Major League Baseball told Kolten Wong to ditch Hawaii tribute sleeve
Derrick Goold of the St. Louis Post-Dispatch reports that Major League Baseball has told Cardinals infielder Kolten Wong that he has to get rid of the colorful arm sleeve he’s been wearing, pictured above, that pays tribute to his native Hawaii and seeks to raise awareness of recovery efforts from the destruction caused by the erupting Mount Kilauea.
[Wong] has been notified by Major League Baseball that he will face a fine if he continues to wear an unapproved sleeve that features Hawaiian emblem. Wong said he will stash the sleeve, like Jose Martinez had to do with his Venezuelan-flag sleeve, and find other ways to call attention to his home island.

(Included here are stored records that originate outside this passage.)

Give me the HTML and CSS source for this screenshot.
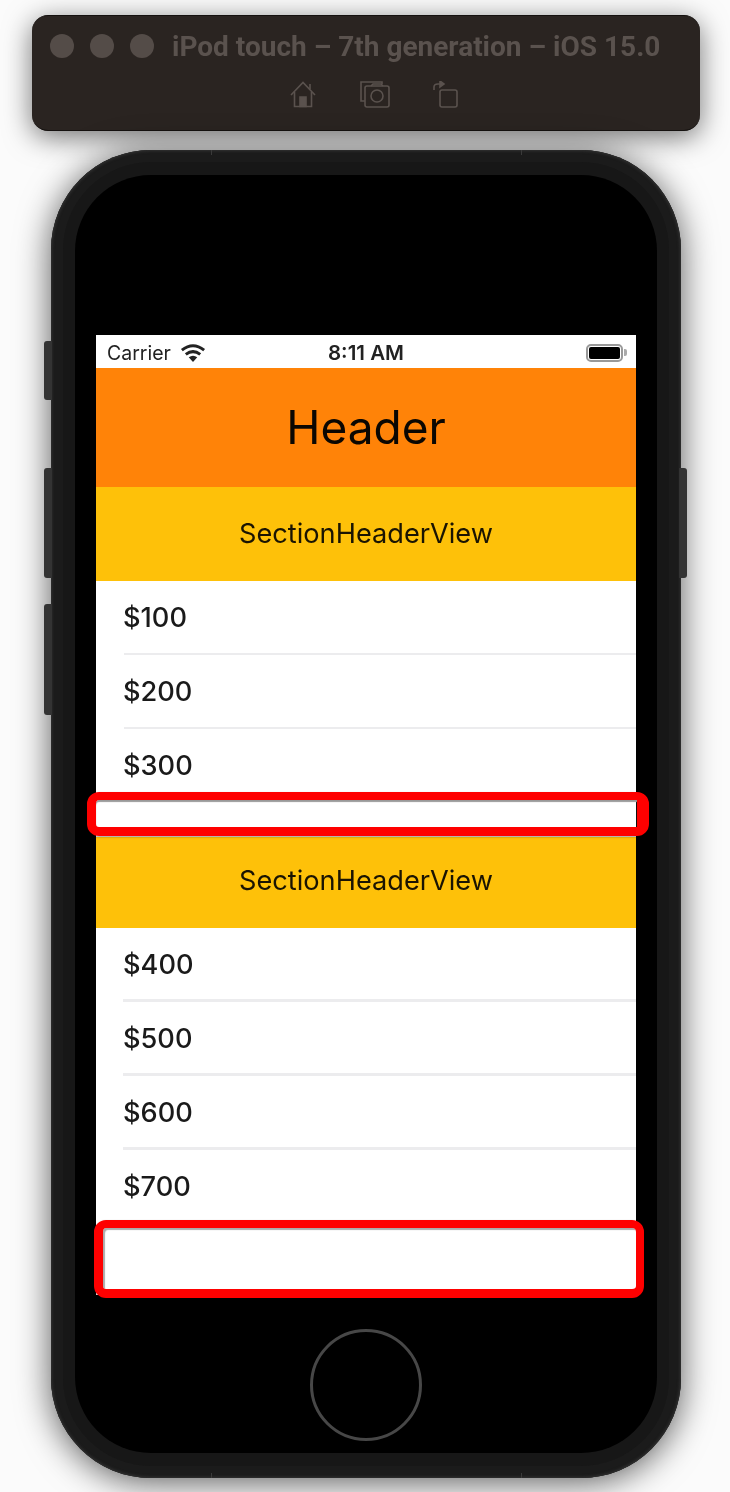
FILE: index.html
```html
<!DOCTYPE html>
<html>
<head>
    <meta charset="utf-8">
    <title>iPod touch simulator</title>
    <link rel="stylesheet" href="styles.css">
</head>
<body>

    <div class="titlebar">
        <div class="title-row">
            <div class="dots">
                <span class="dot"></span>
                <span class="dot"></span>
                <span class="dot"></span>
            </div>
            <div class="title">iPod touch – 7th generation – iOS 15.0</div>
        </div>
        <div class="tools">
            <svg class="tool tool-home" viewBox="0 0 26 27" fill="none" stroke="#5a524e" stroke-width="1.6">
                <path d="M1 14 L13 1.5 L25 14"/>
                <path d="M20 3 V8"/>
                <path d="M4.5 11 V25.5 H21.5 V11"/>
                <path d="M10 25.5 V16 H16 V25.5 Z" fill="#5a524e"/>
            </svg>
            <svg class="tool tool-camera" viewBox="0 0 30 27" fill="none" stroke="#5a524e" stroke-width="1.6">
                <path d="M22 3 V1 H1 V20 H5"/>
                <rect x="5" y="5" width="24" height="21" rx="2"/>
                <path d="M11 5 L13 3 H21 L23 5"/>
                <circle cx="17" cy="15" r="6"/>
            </svg>
            <svg class="tool tool-rotate" viewBox="0 0 25 27" fill="none" stroke="#5a524e" stroke-width="1.6">
                <rect x="7" y="9" width="17" height="17" rx="2"/>
                <path d="M1 9 V6 Q1 3 5 3 H7"/>
                <path d="M7 0 L11 3 L7 6 Z" fill="#5a524e"/>
            </svg>
        </div>
    </div>

    <div class="device">
        <span class="side side-mute"></span>
        <span class="side side-up"></span>
        <span class="side side-down"></span>
        <span class="side side-power"></span>
        <span class="tick tick-tl"></span>
        <span class="tick tick-tr"></span>
        <span class="tick tick-bl"></span>
        <span class="tick tick-br"></span>

        <div class="bezel">
            <div class="screen">
                <div class="statusbar">
                    <div class="carrier">
                        Carrier
                        <svg class="wifi" viewBox="0 0 24 17">
                            <path d="M12 17 L8 12.6 Q12 9.6 16 12.6 Z" fill="#222"/>
                            <path d="M5.2 9.8 Q12 4.6 18.8 9.8" fill="none" stroke="#222" stroke-width="2.8"/>
                            <path d="M1.5 5.8 Q12 -2.4 22.5 5.8" fill="none" stroke="#222" stroke-width="2.8"/>
                        </svg>
                    </div>
                    <div class="clock">8:11 AM</div>
                    <div class="battery"><span class="battery-fill"></span></div>
                </div>

                <div class="table-header">Header</div>

                <div class="section-header">SectionHeaderView</div>
                <div class="row"><span class="amount">$100</span></div>
                <div class="row"><span class="amount">$200</span></div>
                <div class="row row-last"><span class="amount">$300</span></div>
                <div class="section-footer section-footer-1"></div>

                <div class="section-header section-header-2">SectionHeaderView</div>
                <div class="row row-thick"><span class="amount">$400</span></div>
                <div class="row row-thick"><span class="amount">$500</span></div>
                <div class="row row-thick"><span class="amount">$600</span></div>
                <div class="row row-last"><span class="amount">$700</span></div>
                <div class="section-footer section-footer-2"></div>
            </div>

            <div class="home-button"></div>
        </div>

        <div class="mark mark-1"></div>
        <div class="mark mark-2"></div>
    </div>

</body>
</html>
```

FILE: styles.css
```css
html, body {
    margin: 0;
    padding: 0;
}

body {
    width: 730px;
    height: 1492px;
    overflow: hidden;
    background: #fbfbfb;
    font-family: Inter, "Liberation Sans", sans-serif;
    color: #111;
}

.titlebar {
    box-sizing: border-box;
    width: 668px;
    height: 116px;
    margin: 15px 0 0 32px;
    padding-top: 18px;
    background: #2a2421;
    border-top: 1px solid #15110f;
    border-bottom: 1px solid #15110f;
    border-radius: 16px;
    box-shadow: 0 6px 28px rgba(0, 0, 0, 0.55);
}

.title-row {
    display: flex;
    align-items: center;
    padding-left: 18px;
    height: 24px;
}

.dots {
    display: flex;
    gap: 16px;
    margin-right: 18px;
}

.dot {
    width: 24px;
    height: 24px;
    border-radius: 50%;
    background: #544c48;
}

.title {
    font-family: Roboto, sans-serif;
    font-size: 28px;
    font-weight: 700;
    color: #5a524e;
    white-space: nowrap;
    filter: blur(0.7px);
}

.tools {
    display: flex;
    justify-content: flex-start;
    margin: 23px 0 0 258px;
}

.tool {
    height: 27px;
    filter: blur(0.4px);
}

.tool-home {
    width: 26px;
}

.tool-camera {
    width: 30px;
    margin-left: 44px;
}

.tool-rotate {
    width: 25px;
    margin-left: 43px;
}

.device {
    position: relative;
    box-sizing: border-box;
    width: 630px;
    height: 1328px;
    margin: 19px 0 0 51px;
    padding: 25px 24px 24px;
    background: #171717;
    border-radius: 100px;
    box-shadow: inset 0 0 3px 1px #333, inset 0 0 0 12px #1b1b1b, 0 4px 34px rgba(0, 0, 0, 0.65);
}

.side {
    position: absolute;
    width: 8px;
    background: #333;
}

.side-mute {
    left: -7px;
    top: 191px;
    height: 59px;
    border-radius: 3px 0 0 3px;
}

.side-up {
    left: -7px;
    top: 318px;
    height: 110px;
    border-radius: 3px 0 0 3px;
}

.side-down {
    left: -7px;
    top: 454px;
    height: 111px;
    border-radius: 3px 0 0 3px;
}

.side-power {
    right: -6px;
    top: 318px;
    height: 110px;
    border-radius: 0 3px 3px 0;
}

.tick {
    position: absolute;
    width: 1px;
    height: 5px;
    background: #3a3a3a;
}

.tick-tl {
    left: 160px;
    top: 0;
}

.tick-tr {
    left: 470px;
    top: 0;
}

.tick-bl {
    left: 160px;
    bottom: 0;
}

.tick-br {
    left: 470px;
    bottom: 0;
}

.bezel {
    box-sizing: border-box;
    width: 582px;
    height: 1278px;
    padding: 160px 21px 0;
    background: #000;
    border-radius: 76px;
}

.screen {
    width: 540px;
    height: 960px;
    background: #fff;
}

.statusbar {
    box-sizing: border-box;
    display: flex;
    align-items: center;
    position: relative;
    height: 33px;
    padding: 2px 13px 0 11px;
    font-size: 19.5px;
    color: #222;
    justify-content: space-between;
}

.carrier {
    display: flex;
    align-items: center;
    gap: 9px;
    filter: blur(0.5px);
}

.wifi {
    width: 26px;
    height: 18px;
}

.clock {
    position: absolute;
    left: 232px;
    font-size: 20.5px;
    font-weight: 600;
    filter: blur(0.5px);
}

.battery {
    position: relative;
    box-sizing: border-box;
    width: 37px;
    height: 18px;
    padding: 1px;
    border: 2px solid #999;
    border-radius: 5px;
    filter: blur(0.4px);
}

.battery::after {
    content: "";
    position: absolute;
    right: -6px;
    top: 3px;
    width: 3px;
    height: 7px;
    background: #aaa;
    border-radius: 0 2px 2px 0;
}

.battery-fill {
    display: block;
    height: 100%;
    background: #000;
    border-radius: 2px;
}

.table-header {
    height: 119px;
    line-height: 119px;
    text-align: center;
    background: #ff8308;
    font-size: 46px;
    color: #0b0702;
    filter: blur(0.5px);
}

.section-header {
    height: 94px;
    line-height: 94px;
    text-align: center;
    background: #fec109;
    font-size: 27.2px;
    color: #1a1402;
    filter: blur(0.5px);
}

.section-header-2 {
    height: 91px;
    line-height: 88px;
}

.row {
    position: relative;
    box-sizing: border-box;
    height: 74px;
    padding: 17px 0 0 27px;
    font-size: 27.2px;
    font-weight: 500;
    line-height: 40px;
    color: #1a1a1a;
}

.amount {
    display: block;
    filter: blur(0.5px);
}

.row::after {
    content: "";
    position: absolute;
    left: 28px;
    right: 0;
    bottom: 0;
    height: 2px;
    background: #ececee;
}

.row-thick::after {
    height: 3px;
    left: 27px;
}

.row-last {
    height: 67px;
}

.row-last::after {
    display: none;
}

.section-footer-1 {
    height: 41px;
}

.section-footer-2 {
    height: 73px;
}

.home-button {
    box-sizing: border-box;
    width: 112px;
    height: 112px;
    margin: 34px 0 0 214px;
    border: 3px solid #474747;
    border-radius: 50%;
    filter: blur(0.4px);
}

.mark {
    position: absolute;
    box-sizing: border-box;
    border: solid #fe0000;
    border-radius: 12px;
    box-shadow: inset 0 2px 1px #999, 0 1px 2px rgba(0, 0, 0, 0.4);
}

.mark-1 {
    left: 36px;
    top: 642px;
    width: 562px;
    height: 44px;
    border-width: 8px 12px 9px 9px;
}

.mark-2 {
    left: 43px;
    top: 1070px;
    width: 550px;
    height: 78px;
    border-width: 8px 8px 9px 9px;
    box-shadow: inset 2px 2px 1px #aaa, 0 1px 2px rgba(0, 0, 0, 0.4);
}
```
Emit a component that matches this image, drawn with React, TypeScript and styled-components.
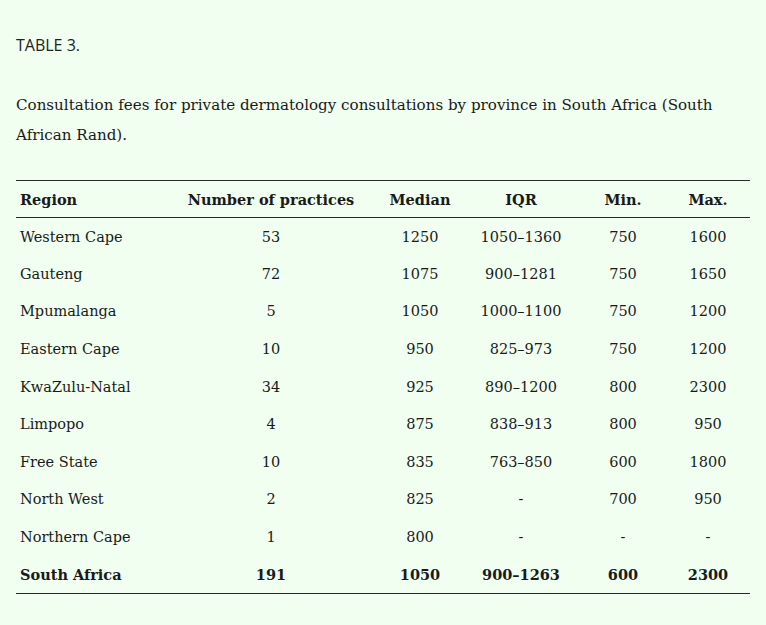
import React from 'react';
import styled, { createGlobalStyle } from 'styled-components';

const GlobalStyle = createGlobalStyle`
  body {
    margin: 0;
    background: #f0fff0;
    color: #1a1a1a;
    font-family: "DejaVu Serif", "Liberation Serif", serif;
  }
`;

const Page = styled.div`
  padding: 33px 16px 30px;
`;

const Label = styled.div`
  font-family: "Open Sans", "Noto Sans", sans-serif;
  font-size: 16px;
  line-height: 24px;
  color: #222;
`;

const Caption = styled.p`
  margin: 33px 0 0;
  font-size: 15.1px;
  line-height: 30px;
`;

const Table = styled.table`
  margin-top: 30px;
  width: 734px;
  border-collapse: collapse;
  table-layout: fixed;
  font-size: 14.5px;
  border-top: 1.5px solid #2a2a2a;
  border-bottom: 1.5px solid #2a2a2a;
`;

const HeadCell = styled.th<{ $w: number; $left?: boolean }>`
  box-sizing: border-box;
  width: ${(p) => p.$w}px;
  height: 37px;
  padding: 0 4px;
  text-align: ${(p) => (p.$left ? 'left' : 'center')};
  font-weight: 700;
  white-space: nowrap;
  border-bottom: 1.5px solid #2a2a2a;
`;

const Row = styled.tr<{ $total?: boolean }>`
  height: 37.6px;
  font-weight: ${(p) => (p.$total ? 700 : 400)};
`;

const Cell = styled.td<{ $left?: boolean }>`
  height: 37.6px;
  box-sizing: border-box;
  padding: 0 4px;
  text-align: ${(p) => (p.$left ? 'left' : 'center')};
  white-space: nowrap;
`;

const columns = [
  { title: 'Region', w: 148, left: true },
  { title: 'Number of practices', w: 214 },
  { title: 'Median', w: 84 },
  { title: 'IQR', w: 118 },
  { title: 'Min.', w: 86 },
  { title: 'Max.', w: 84 },
];

const rows = [
  ['Western Cape', '53', '1250', '1050–1360', '750', '1600'],
  ['Gauteng', '72', '1075', '900–1281', '750', '1650'],
  ['Mpumalanga', '5', '1050', '1000–1100', '750', '1200'],
  ['Eastern Cape', '10', '950', '825–973', '750', '1200'],
  ['KwaZulu-Natal', '34', '925', '890–1200', '800', '2300'],
  ['Limpopo', '4', '875', '838–913', '800', '950'],
  ['Free State', '10', '835', '763–850', '600', '1800'],
  ['North West', '2', '825', '-', '700', '950'],
  ['Northern Cape', '1', '800', '-', '-', '-'],
];

const total = ['South Africa', '191', '1050', '900–1263', '600', '2300'];

const App: React.FC = () => (
  <>
    <GlobalStyle />
    <Page>
      <Label>TABLE 3.</Label>
      <Caption>
        Consultation fees for private dermatology consultations by province in South Africa (South
        African Rand).
      </Caption>
      <Table>
        <thead>
          <tr>
            {columns.map((c) => (
              <HeadCell key={c.title} $w={c.w} $left={c.left}>
                {c.title}
              </HeadCell>
            ))}
          </tr>
        </thead>
        <tbody>
          {rows.map((r) => (
            <Row key={r[0]}>
              {r.map((v, i) => (
                <Cell key={i} $left={i === 0}>
                  {v}
                </Cell>
              ))}
            </Row>
          ))}
          <Row $total>
            {total.map((v, i) => (
              <Cell key={i} $left={i === 0}>
                {v}
              </Cell>
            ))}
          </Row>
        </tbody>
      </Table>
    </Page>
  </>
);

export default App;
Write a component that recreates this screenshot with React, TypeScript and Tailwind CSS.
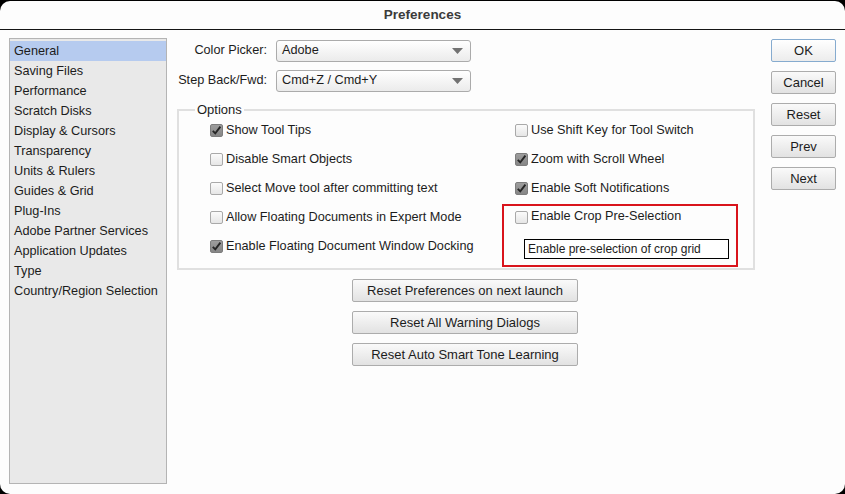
import React from "react";

const sections = [
  "General",
  "Saving Files",
  "Performance",
  "Scratch Disks",
  "Display & Cursors",
  "Transparency",
  "Units & Rulers",
  "Guides & Grid",
  "Plug-Ins",
  "Adobe Partner Services",
  "Application Updates",
  "Type",
  "Country/Region Selection",
];

const leftOptions = [
  { label: "Show Tool Tips", checked: true },
  { label: "Disable Smart Objects", checked: false },
  { label: "Select Move tool after committing text", checked: false },
  { label: "Allow Floating Documents in Expert Mode", checked: false },
  { label: "Enable Floating Document Window Docking", checked: true },
];

const rightOptions = [
  { label: "Use Shift Key for Tool Switch", checked: false },
  { label: "Zoom with Scroll Wheel", checked: true },
  { label: "Enable Soft Notifications", checked: true },
];

function Checkbox({ checked }: { checked: boolean }) {
  if (checked) {
    return (
      <span className="flex h-[13px] w-[13px] shrink-0 items-center justify-center rounded-[2px] border border-[#7d7d7d] bg-gradient-to-b from-[#9d9d9d] to-[#868686]">
        <svg width="11" height="11" viewBox="0 0 11 11">
          <path d="M1.8 5.8 L4.3 8.4 L9.4 1.6" fill="none" stroke="#262626" strokeWidth="1.9" />
        </svg>
      </span>
    );
  }
  return (
    <span className="h-[13px] w-[13px] shrink-0 rounded-[2px] border border-[#a9a9a9] bg-gradient-to-b from-[#fbfbfb] to-[#e6e6e6]" />
  );
}

function Option({ label, checked, className = "h-[29px]" }: { label: string; checked: boolean; className?: string }) {
  return (
    <div className={`flex items-center gap-[3px] ${className}`}>
      <Checkbox checked={checked} />
      <span>{label}</span>
    </div>
  );
}

function Select({ value }: { value: string }) {
  return (
    <div className="flex h-[22px] w-[195px] items-center justify-between rounded-[3px] border border-[#ababab] bg-gradient-to-b from-white to-[#ebebeb] pl-[5px] pr-[7px]">
      <span>{value}</span>
      <svg width="11" height="6" viewBox="0 0 11 6">
        <path d="M0 0 H11 L5.5 6 Z" fill="#727272" />
      </svg>
    </div>
  );
}

function Button({ children, primary, className = "" }: { children: React.ReactNode; primary?: boolean; className?: string }) {
  return (
    <div
      className={`flex h-[23px] items-center justify-center rounded-[2px] border bg-gradient-to-b text-[13px] ${
        primary ? "border-[#86abcf] from-white to-[#ececec]" : "border-[#acacac] from-[#fafafa] to-[#e2e2e2]"
      } ${className}`}
    >
      {children}
    </div>
  );
}

export default function App() {
  return (
    <div className="h-[494px] w-[845px] bg-black pt-px font-['Liberation_Sans',Arial,sans-serif] text-[12.7px] text-[#1c1c1c]">
      <div className="flex h-[493px] flex-col overflow-hidden rounded-[10px] bg-[#fdfdfd]">
        <div className="flex h-[29px] shrink-0 items-center justify-center border-b border-[#151515] text-[13.5px] font-bold text-[#3b3b3b]">
          Preferences
        </div>

        <div className="flex flex-1 pl-[9px] pr-[9px] pt-[8px] pb-[10px]">
          <div className="w-[158px] border border-[#b4b4b4] bg-[#e9e9e9] pt-[2px]">
            {sections.map((s, i) => (
              <div
                key={s}
                className={`flex h-[20px] items-center pl-[4px] pt-px ${i === 0 ? "bg-[#b6cbef]" : ""}`}
              >
                {s}
              </div>
            ))}
          </div>

          <div className="ml-[10px] flex w-[578px] flex-col pt-[2px]">
            <div className="flex items-center">
              <span className="w-[91px] pr-[1px] text-right">Color Picker:</span>
              <div className="ml-[8px]">
                <Select value="Adobe" />
              </div>
            </div>
            <div className="mt-[8px] flex items-center">
              <span className="w-[91px] whitespace-nowrap pr-[1px] text-right">Step Back/Fwd:</span>
              <div className="ml-[8px]">
                <Select value="Cmd+Z / Cmd+Y" />
              </div>
            </div>

            <fieldset className="mt-[10px] h-[168px] border-2 border-[#e0e0e0] px-0 pt-0">
              <legend className="ml-[16px] px-[2px] text-[13px] leading-[15px]">Options</legend>
              <div className="-mt-[1px] flex">
                <div className="ml-[31px] w-[290px]">
                  {leftOptions.map((o) => (
                    <Option key={o.label} {...o} />
                  ))}
                </div>
                <div className="ml-[2px] w-[236px]">
                  <div className="pl-[13px]">
                    {rightOptions.map((o) => (
                      <Option key={o.label} {...o} />
                    ))}
                  </div>
                  <div className="mt-[1px] h-[63px] border-2 border-[#d9141c] pl-[11px] pt-px">
                    <Option label="Enable Crop Pre-Selection" checked={false} className="h-[20px]" />
                    <div className="ml-[9px] mt-[12px] flex h-[20px] w-[205px] items-center border border-black bg-white pl-[3px] text-[12px]">
                      Enable pre-selection of crop grid
                    </div>
                  </div>
                </div>
              </div>
            </fieldset>

            <div className="mt-[9px] flex flex-col gap-[9px] pl-[175px]">
              <Button className="w-[226px]">Reset Preferences on next launch</Button>
              <Button className="w-[226px]">Reset All Warning Dialogs</Button>
              <Button className="w-[226px]">Reset Auto Smart Tone Learning</Button>
            </div>
          </div>

          <div className="ml-[16px] mt-[1px] flex w-[65px] flex-col gap-[9px]">
            <Button primary>OK</Button>
            <Button>Cancel</Button>
            <Button>Reset</Button>
            <Button>Prev</Button>
            <Button>Next</Button>
          </div>
        </div>
      </div>
    </div>
  );
}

None of these guys are being singled out, it seems. Rather, this is all part of a wider sweep Major League Baseball is making with respect to the uniformity of uniforms. As Goold notes at the end of his piece, however, MLB has no problem whatsoever with players wearing a non-uniform article of underclothing as long as it’s from an MLB corporate sponsor. Such as this sleeve worn by Marcell Ozuna, supplied by Nike that, last I checked, was not in keeping with the traditional St. Louis Cardinals livery:
If Nike was trying to get people to buy Hawaii or Venezuela compression sleeves I’m sure there would be no issue here. They’re not, however, and it seems like creating awareness and support for people suffering from natural, political and humanitarian disasters does not impress the powers that be nearly as much.